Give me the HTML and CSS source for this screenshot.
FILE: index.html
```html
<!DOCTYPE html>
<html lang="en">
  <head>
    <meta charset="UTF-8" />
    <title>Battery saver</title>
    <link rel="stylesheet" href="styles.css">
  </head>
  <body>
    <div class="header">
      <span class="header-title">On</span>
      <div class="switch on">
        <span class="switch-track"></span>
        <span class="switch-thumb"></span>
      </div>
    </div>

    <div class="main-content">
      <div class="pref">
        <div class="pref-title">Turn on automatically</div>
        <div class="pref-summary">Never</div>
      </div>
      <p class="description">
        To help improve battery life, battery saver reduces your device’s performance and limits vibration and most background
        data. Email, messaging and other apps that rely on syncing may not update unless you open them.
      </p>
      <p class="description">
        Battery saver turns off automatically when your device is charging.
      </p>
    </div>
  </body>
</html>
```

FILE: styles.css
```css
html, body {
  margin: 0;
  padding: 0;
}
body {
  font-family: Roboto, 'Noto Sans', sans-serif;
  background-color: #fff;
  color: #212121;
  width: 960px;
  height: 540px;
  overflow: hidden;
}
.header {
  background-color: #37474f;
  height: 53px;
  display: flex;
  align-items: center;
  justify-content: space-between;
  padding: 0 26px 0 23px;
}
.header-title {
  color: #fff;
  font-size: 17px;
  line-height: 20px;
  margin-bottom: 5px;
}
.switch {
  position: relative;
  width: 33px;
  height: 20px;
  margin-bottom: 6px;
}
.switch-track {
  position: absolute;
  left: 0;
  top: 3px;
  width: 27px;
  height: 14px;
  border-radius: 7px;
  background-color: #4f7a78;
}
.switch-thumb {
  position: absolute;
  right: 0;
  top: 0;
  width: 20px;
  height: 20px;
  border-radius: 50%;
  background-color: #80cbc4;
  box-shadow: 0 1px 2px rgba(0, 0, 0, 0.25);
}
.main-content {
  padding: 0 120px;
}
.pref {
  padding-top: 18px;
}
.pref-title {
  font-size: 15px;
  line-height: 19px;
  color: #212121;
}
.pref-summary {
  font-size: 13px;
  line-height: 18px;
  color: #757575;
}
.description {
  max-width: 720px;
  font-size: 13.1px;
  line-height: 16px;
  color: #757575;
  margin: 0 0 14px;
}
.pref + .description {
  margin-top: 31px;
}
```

· · · · ·

## Set task
Each line of the material should be duplicated exactly, please.

## Task output
Give me the HTML and CSS source for this screenshot.
FILE: index.html
```html
<!DOCTYPE html>
<html lang="en">
  <head>
    <meta charset="UTF-8" />
    <title>Battery saver</title>
    <link rel="stylesheet" href="styles.css">
  </head>
  <body>
    <div class="header">
      <span class="header-title">On</span>
      <div class="switch on">
        <span class="switch-track"></span>
        <span class="switch-thumb"></span>
      </div>
    </div>

    <div class="main-content">
      <div class="pref">
        <div class="pref-title">Turn on automatically</div>
        <div class="pref-summary">Never</div>
      </div>
      <p class="description">
        To help improve battery life, battery saver reduces your device’s performance and limits vibration and most background
        data. Email, messaging and other apps that rely on syncing may not update unless you open them.
      </p>
      <p class="description">
        Battery saver turns off automatically when your device is charging.
      </p>
    </div>
  </body>
</html>
```

FILE: styles.css
```css
html, body {
  margin: 0;
  padding: 0;
}
body {
  font-family: Roboto, 'Noto Sans', sans-serif;
  background-color: #fff;
  color: #212121;
  width: 960px;
  height: 540px;
  overflow: hidden;
}
.header {
  background-color: #37474f;
  height: 53px;
  display: flex;
  align-items: center;
  justify-content: space-between;
  padding: 0 26px 0 23px;
}
.header-title {
  color: #fff;
  font-size: 17px;
  line-height: 20px;
  margin-bottom: 5px;
}
.switch {
  position: relative;
  width: 33px;
  height: 20px;
  margin-bottom: 6px;
}
.switch-track {
  position: absolute;
  left: 0;
  top: 3px;
  width: 27px;
  height: 14px;
  border-radius: 7px;
  background-color: #4f7a78;
}
.switch-thumb {
  position: absolute;
  right: 0;
  top: 0;
  width: 20px;
  height: 20px;
  border-radius: 50%;
  background-color: #80cbc4;
  box-shadow: 0 1px 2px rgba(0, 0, 0, 0.25);
}
.main-content {
  padding: 0 120px;
}
.pref {
  padding-top: 18px;
}
.pref-title {
  font-size: 15px;
  line-height: 19px;
  color: #212121;
}
.pref-summary {
  font-size: 13px;
  line-height: 18px;
  color: #757575;
}
.description {
  max-width: 720px;
  font-size: 13.1px;
  line-height: 16px;
  color: #757575;
  margin: 0 0 14px;
}
.pref + .description {
  margin-top: 31px;
}
```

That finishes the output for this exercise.